Experts have also pointed to the outdated design of drainage pipelines and the expansion of urban construction that has encroached on, and diminished, natural bodies of water that used to absorb storm runoff.

Meanwhile, there is a mismatch between the drainage capacities of pipelines and river courses in some cities, according to Liu Jun, a professor at Hohai University's Hydrology and Water Resources College. The poor alignment means that during periods of heavy rain, rivers are likely to experience "backflow", preventing water from the pipelines from entering the watercourse, he said.

The continuing reclamation of natural bodies of water in cities, such as rivers, lakes and wetlands, prevents them from helping to reduce the impact of rainstorms.

In Beijing, the process of increased urbanization has gradually resulted in the wetlands and natural bodies of water shrinking from 5 percent of the city's total area to just 2 percent. In Wuhan, Hubei province, the number of lakes is reported to have decreased sharply in recent decades, from more than 100 to 38.

When combined, these factors have resulted in cities becoming fragile in the event of heavy storms, and low-lying areas, underpasses and projects located underground are the hardest hit when the rains come. By the end of 2012, Shanghai alone had 30,000 underground projects, according to the Shanghai Water Engineering Design and Research Institute.

Drainage networks

Earlier this year, the State Council, China's cabinet, issued a notice urging cities to accelerate the construction of drainage networks to prevent or at least reduce flooding.

The notice said that cities should formulate detailed plans by the end of 2014, and that construction of fully functional systems should be completed within 10 years.

Closing the floodgates to disaster

Debris scattering around Yuyao in the wake of Typhoon Fitow. Gao Erqiang / China Daily

Since 2011, several large cities, including Beijing, Shanghai, Wuhan and Guangzhou in Guangdong province, have announced multibillion-yuan projects to maintain and upgrade their drainage systems.

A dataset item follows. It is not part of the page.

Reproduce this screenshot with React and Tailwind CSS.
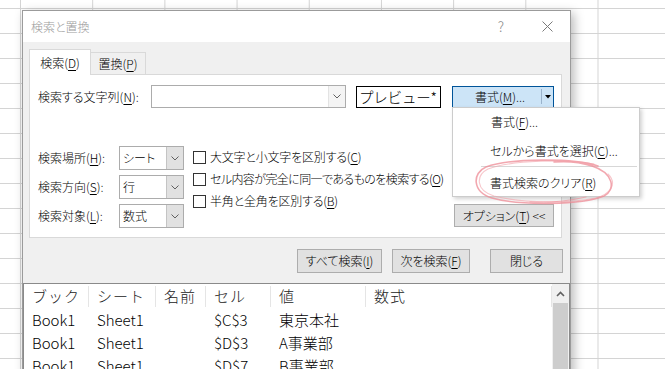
import React from "react";

const U = ({ children }) => (
  <span className="underline underline-offset-[2px] decoration-[1px]">{children}</span>
);

function Chevron({ color = "#606060" }) {
  return (
    <svg width="8" height="5" viewBox="0 0 8 5">
      <polyline points="0.5,0.5 4,4 7.5,0.5" fill="none" stroke={color} strokeWidth="1" />
    </svg>
  );
}

function SmallCombo({ text }) {
  return (
    <div className="flex h-[24px] w-[65px] border border-[#acacac] bg-white">
      <div className="flex flex-1 items-center pl-[3px] text-[12px]">{text}</div>
      <div className="flex w-[17px] items-center justify-center border-l border-[#c4c4c4] bg-[#e1e1e1]">
        <Chevron />
      </div>
    </div>
  );
}

function Check({ children, tight }) {
  return (
    <div className="flex h-[22px] items-center gap-[4px] whitespace-nowrap">
      <span className="h-[13px] w-[13px] shrink-0 border border-[#333333] bg-white" />
      <span className={`text-[12px] ${tight ? "tracking-[-0.6px]" : "tracking-[-0.2px]"}`}>{children}</span>
    </div>
  );
}

function Btn({ w, children }) {
  return (
    <div
      className={`flex h-[24px] items-center justify-center whitespace-nowrap border border-[#adadad] bg-[#e1e1e1] text-[12px] ${w}`}
    >
      {children}
    </div>
  );
}

const cols = [
  { w: "w-[65px]", h: "ブック" },
  { w: "w-[67px]", h: "シート" },
  { w: "w-[50px]", h: "名前" },
  { w: "w-[65px]", h: "セル" },
  { w: "w-[95px]", h: "値" },
  { w: "flex-1", h: "数式" },
];

const rows = [
  ["Book1", "Sheet1", "", "$C$3", "東京本社", ""],
  ["Book1", "Sheet1", "", "$D$3", "A事業部", ""],
  ["Book1", "Sheet1", "", "$D$7", "B事業部", ""],
];

export default function App() {
  return (
    <div className="relative h-[369px] w-[665px] overflow-hidden bg-white bg-[linear-gradient(to_right,#d4d4d4_1px,transparent_1px),linear-gradient(to_bottom,#d4d4d4_1px,transparent_1px)] [background-size:72.2px_25px] [background-position:20px_8px] font-['Noto_Sans_CJK_JP','Noto_Sans',sans-serif] font-light text-black [font-feature-settings:'palt']">
      {/* Dialog window */}
      <div className="absolute left-[22px] top-[10px] flex h-[380px] w-[549px] flex-col border border-[#9b9b9b] bg-[#f0f0f0] shadow-[3px_3px_10px_rgba(0,0,0,0.28)]">
        {/* Title bar */}
        <div className="flex h-[31px] items-center bg-white pl-[8px]">
          <span className="text-[12px] text-[#9a9a9a]">検索と置換</span>
          <div className="ml-auto flex h-full">
            <div className="flex w-[46px] items-center justify-center text-[14px] text-[#8c8c8c]">?</div>
            <div className="flex w-[46px] items-center justify-center">
              <svg width="11" height="11" viewBox="0 0 11 11">
                <path d="M0.5 0.5 L10.5 10.5 M10.5 0.5 L0.5 10.5" stroke="#7a7a7a" strokeWidth="1" />
              </svg>
            </div>
          </div>
        </div>

        {/* Body */}
        <div className="flex flex-col pl-[6px] pr-[7px] pt-[7px]">
          {/* Tabs */}
          <div className="flex h-[25px] items-end">
            <div className="relative z-10 -mb-px flex h-[26px] w-[62px] items-center justify-center border-l border-r border-t border-[#d9d9d9] bg-white text-[12px]">
              検索(<U>D</U>)
            </div>
            <div className="flex h-[22px] w-[55px] items-center justify-center border-r border-t border-[#d9d9d9] bg-[#f0f0f0] text-[12px]">
              置換(<U>P</U>)
            </div>
          </div>

          {/* Panel */}
          <div className="flex h-[164px] w-[533px] flex-col border border-[#d9d9d9] bg-white pl-[8px] pr-[7px] pt-[10px]">
            <div className="flex h-[23px] items-center">
              <div className="w-[113px] whitespace-nowrap text-[12px]">
                検索する文字列(<U>N</U>):
              </div>
              <div className="flex h-[23px] w-[195px] border border-[#acacac] bg-white">
                <div className="flex-1" />
                <div className="flex w-[17px] items-center justify-center border-l border-[#e3e3e3] bg-[#f4f4f4]">
                  <Chevron />
                </div>
              </div>
              <div className="ml-[10px] flex h-[22px] w-[85px] items-center overflow-hidden whitespace-nowrap border border-black pl-[2px] text-[14.5px] tracking-[-0.2px] [font-feature-settings:normal]">
                プレビュー*
              </div>
              <div className="ml-[11px] flex h-[22px] w-[102px] items-center border border-[#005499] bg-[#cce4f7]">
                <div className="flex flex-1 items-center justify-center whitespace-nowrap pl-[6px] text-[12px]">
                  書式(<U>M</U>)...
                </div>
                <div className="h-[15px] w-px bg-[#9ab3cc]" />
                <div className="flex w-[11px] items-center justify-center">
                  <svg width="6" height="4" viewBox="0 0 6 4">
                    <polygon points="0,0 6,0 3,3.5" fill="#000" />
                  </svg>
                </div>
              </div>
            </div>

            <div className="mt-[38px] flex">
              <div className="flex shrink-0 flex-col gap-[5px]">
                <div className="flex items-center">
                  <div className="w-[81px] whitespace-nowrap text-[12px]">
                    検索場所(<U>H</U>):
                  </div>
                  <SmallCombo text="シート" />
                </div>
                <div className="flex items-center">
                  <div className="w-[81px] whitespace-nowrap text-[12px]">
                    検索方向(<U>S</U>):
                  </div>
                  <SmallCombo text="行" />
                </div>
                <div className="flex items-center">
                  <div className="w-[81px] whitespace-nowrap text-[12px]">
                    検索対象(<U>L</U>):
                  </div>
                  <SmallCombo text="数式" />
                </div>
              </div>
              <div className="ml-[9px] flex shrink-0 flex-col">
                <Check>
                  大文字と小文字を区別する(<U>C</U>)
                </Check>
                <Check tight>
                  セル内容が完全に同一であるものを検索する(<U>O</U>)
                </Check>
                <Check>
                  半角と全角を区別する(<U>B</U>)
                </Check>
              </div>
              <div className="mb-px ml-auto shrink-0 self-end">
                <div className="flex h-[23px] w-[100px] items-center justify-center whitespace-nowrap border border-[#adadad] bg-[#e1e1e1] text-[12px]">
                  オプション(<U>T</U>)&nbsp;&lt;&lt;
                </div>
              </div>
            </div>
          </div>

          {/* Buttons */}
          <div className="mt-[11px] flex justify-end">
            <Btn w="w-[85px]">
              すべて検索(<U>I</U>)
            </Btn>
            <div className="ml-[10px]">
              <Btn w="w-[78px]">
                次を検索(<U>F</U>)
              </Btn>
            </div>
            <div className="ml-[20px]">
              <Btn w="w-[73px]">閉じる</Btn>
            </div>
          </div>
        </div>

        {/* Results list */}
        <div className="mt-[10px] flex flex-1 border border-[#8a8a8a] bg-white text-[15px] [font-feature-settings:normal]">
          <div className="flex flex-1 flex-col">
            <div className="flex h-[25px] items-center text-[#222222]">
              {cols.map((c, i) => (
                <div
                  key={i}
                  className={`flex h-[21px] items-center border-r border-[#e5e5e5] pl-[8px] tracking-[1px] ${c.w}`}
                >
                  {c.h}
                </div>
              ))}
            </div>
            {rows.map((r, ri) => (
              <div key={ri} className="flex h-[23px] items-center">
                {r.map((v, ci) => (
                  <div key={ci} className={`pl-[8px] ${cols[ci].w}`}>
                    {v}
                  </div>
                ))}
              </div>
            ))}
          </div>
          <div className="flex w-[17px] flex-col bg-[#f0f0f0]">
            <div className="flex h-[19px] items-center justify-center">
              <svg width="9" height="6" viewBox="0 0 9 6">
                <polyline points="1,5 4.5,1.5 8,5" fill="none" stroke="#606060" strokeWidth="1.6" />
              </svg>
            </div>
            <div className="mx-px flex-1 bg-[#cdcdcd]" />
          </div>
        </div>
      </div>

      {/* Dropdown menu */}
      <div className="absolute left-[452px] top-[107px] flex h-[90px] w-[188px] flex-col border border-[#cccccc] bg-white pt-px text-[12px] shadow-[2px_2px_4px_rgba(0,0,0,0.18)]">
        <div className="flex h-[26px] items-center whitespace-nowrap pl-[38px]">
          書式(<U>F</U>)...
        </div>
        <div className="mt-[3px] flex h-[26px] items-center whitespace-nowrap pl-[37px]">
          セルから書式を選択(<U>C</U>)...
        </div>
        <div className="ml-[28px] mr-[2px] mt-[2px] h-px bg-[#d7d7d7]" />
        <div className="mt-[3px] flex h-[26px] items-center whitespace-nowrap pl-[37px]">
          書式検索のクリア(<U>R</U>)
        </div>
      </div>

      {/* Hand-drawn highlight */}
      <svg
        className="pointer-events-none absolute left-[470px] top-[156px]"
        width="150"
        height="52"
        viewBox="0 0 150 52"
      >
        <path
          d="M128 10 C104 2 40 2 16 11 C2 17 2 36 22 42 C50 50 112 49 134 40 C146 34 144 17 122 10 C110 6 96 5 84 6"
          fill="none"
          stroke="#ee8a94"
          strokeWidth="1.6"
          strokeOpacity="0.75"
          strokeLinecap="round"
        />
        <path
          d="M124 8 C98 3 42 4 18 13 C6 19 5 34 24 40 C56 48 100 47 126 42 C140 38 148 28 138 18"
          fill="none"
          stroke="#f2a0a8"
          strokeWidth="1.1"
          strokeOpacity="0.6"
          strokeLinecap="round"
        />
        <path
          d="M60 46 C80 47 98 45 116 41"
          fill="none"
          stroke="#ee8a94"
          strokeWidth="1.2"
          strokeOpacity="0.6"
          strokeLinecap="round"
        />
      </svg>
    </div>
  );
}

Despite these moves, experts have urged regional governments to step up their responses to severe weather and called for the use of state-of-the-art technology to improve the accuracy of weather forecasts in the event of impending storms.

Wang Xiang, deputy director of the Office of State Flood Control and Drought Relief Headquarters, said the inadequate emergency response to flash floods by local governments is a problem that requires urgent attention.

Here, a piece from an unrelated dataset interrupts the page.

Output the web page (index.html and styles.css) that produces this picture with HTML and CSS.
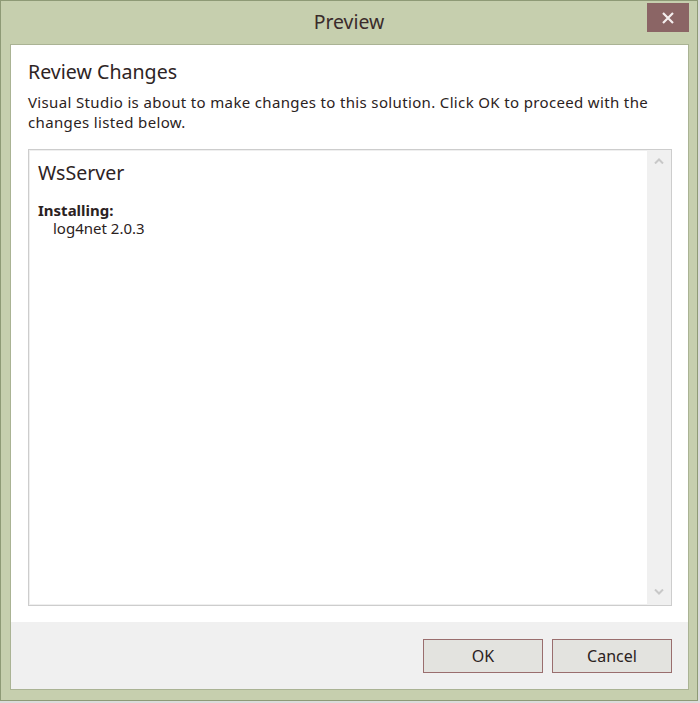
FILE: index.html
```html
<!DOCTYPE html>
<html>
<head>
<meta charset="utf-8">
<link rel="stylesheet" href="styles.css">
</head>
<body>
<div class="window">
  <div class="titlebar">
    <span class="title">Preview</span>
    <div class="close">
      <svg width="14" height="12" viewBox="0 0 14 12"><path d="M2 1 L12 11 M12 1 L2 11" stroke="#f4eeee" stroke-width="2.2" fill="none"/></svg>
    </div>
  </div>
  <div class="client">
    <div class="main">
      <h1 class="heading">Review Changes</h1>
      <p class="desc">Visual Studio is about to make changes to this solution. Click OK to proceed with the changes listed below.</p>
      <div class="listbox">
        <div class="list-content">
          <div class="project">WsServer</div>
          <div class="action">Installing:</div>
          <div class="pkg">log4net 2.0.3</div>
        </div>
        <div class="scrollbar">
          <svg class="arrow" width="10" height="6" viewBox="0 0 10 6"><path d="M1 5.5 L5 1.5 L9 5.5" stroke="#c8c8c8" stroke-width="2" fill="none"/></svg>
          <svg class="arrow" width="10" height="6" viewBox="0 0 10 6"><path d="M1 0.5 L5 4.5 L9 0.5" stroke="#c8c8c8" stroke-width="2" fill="none"/></svg>
        </div>
      </div>
    </div>
    <div class="footer">
      <button class="btn">OK</button>
      <button class="btn">Cancel</button>
    </div>
  </div>
</div>
</body>
</html>
```

FILE: styles.css
```css
html, body {
  margin: 0;
  padding: 0;
}
body {
  width: 700px;
  height: 703px;
  background: #dcdcdc;
  font-family: "Noto Sans", "Open Sans", sans-serif;
  color: #2b2222;
  overflow: hidden;
}
.window {
  width: 696px;
  height: 699px;
  border: 1px solid #8e9a76;
  background: #c6cfae;
  display: flex;
  flex-direction: column;
}
.titlebar {
  height: 43px;
  position: relative;
  display: flex;
  align-items: center;
  justify-content: center;
}
.title {
  font-size: 19.4px;
  color: #3a2b2b;
  margin-top: -2px;
}
.close {
  position: absolute;
  left: 646px;
  top: 2px;
  width: 42px;
  height: 29px;
  background: #8b6565;
  display: flex;
  align-items: center;
  justify-content: center;
}
.client {
  flex: 1;
  margin: 0 8px 10px 9px;
  display: flex;
  flex-direction: column;
  border: 1px solid #aab394;
}
.main {
  flex: 1;
  background: #ffffff;
  padding: 14px 16px 16px 17px;
  display: flex;
  flex-direction: column;
}
.heading {
  margin: 0;
  font-size: 19.6px;
  font-weight: normal;
  line-height: 26px;
  color: #2e2424;
}
.desc {
  margin: 7px 0 17px 0;
  font-size: 15px;
  letter-spacing: 0.35px;
  line-height: 20px;
  color: #2b2222;
}
.listbox {
  flex: 1;
  border: 1px solid #cdcdcd;
  box-shadow: inset 0 0 0 1px #efefef;
  display: flex;
}
.list-content {
  flex: 1;
  padding: 10px 9px;
}
.project {
  font-size: 19.6px;
  line-height: 26px;
  color: #2e2424;
}
.action {
  margin-top: 15px;
  font-size: 15px;
  font-weight: bold;
  line-height: 18px;
}
.pkg {
  font-size: 15px;
  line-height: 18px;
  padding-left: 15px;
}
.scrollbar {
  width: 24px;
  background: #f0f0f0;
  display: flex;
  flex-direction: column;
  justify-content: space-between;
  align-items: center;
  padding: 8px 0 10px 0;
}
.footer {
  height: 67px;
  background: #f0f0f0;
  display: flex;
  justify-content: flex-end;
  align-items: center;
  gap: 9px;
  padding-right: 16px;
}
.btn {
  width: 120px;
  height: 34px;
  border: 1px solid #9a6e6e;
  background: #e3e3df;
  font-family: "Noto Sans", "Open Sans", sans-serif;
  font-size: 16px;
  color: #2b2222;
  padding: 0;
}
```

Even though China's major cities have established specific offices to coordinate flood control and drought relief efforts, lower level entities, such as communities, businesses and public organizations, are short of personnel, expertise and disaster relief materials, he said.

In addition, emergency response management involves multiple government agencies, including hydraulics, traffic, power, meteorological, construction and the urban management departments. However, although their duties sometimes overlap, their relief efforts are poorly coordinated: "Their duties should be clear and a coordination mechanism should be set up," he said.

Also, specific plans for emergencies, such as waterlogged urban areas, mudslides, traffic congestion, flooded underground projects and the failure of power and tap water supplies, are still not in place, although many cities have put forward contingency plans to deal with swollen rivers, said Wang. "Specific plans should be drawn up to deal with different kinds of flooding," he added.

Better planning urged

Wang Hao, an academician at the Chinese Academy of Engineering, said better urban planning is essential to prevent flooding in cities. "We need a systematic project to address the problem and prevent cities from becoming waterlogged," he said. "A proper network layout needs to be determined during the urban planning period, to dispose of stormwater as close to its location as possible."

He advised the construction of a major drainage system, consisting of tunnels, green land, natural bodies of water, retention facilities and roads to cope with the worst conditions in the coming 50 to 100 years.

"Stormwater runoff could then be carried through the drainage systems both above and below ground," he said. "Different regions should apply different methods, according to the prevailing conditions in their own areas."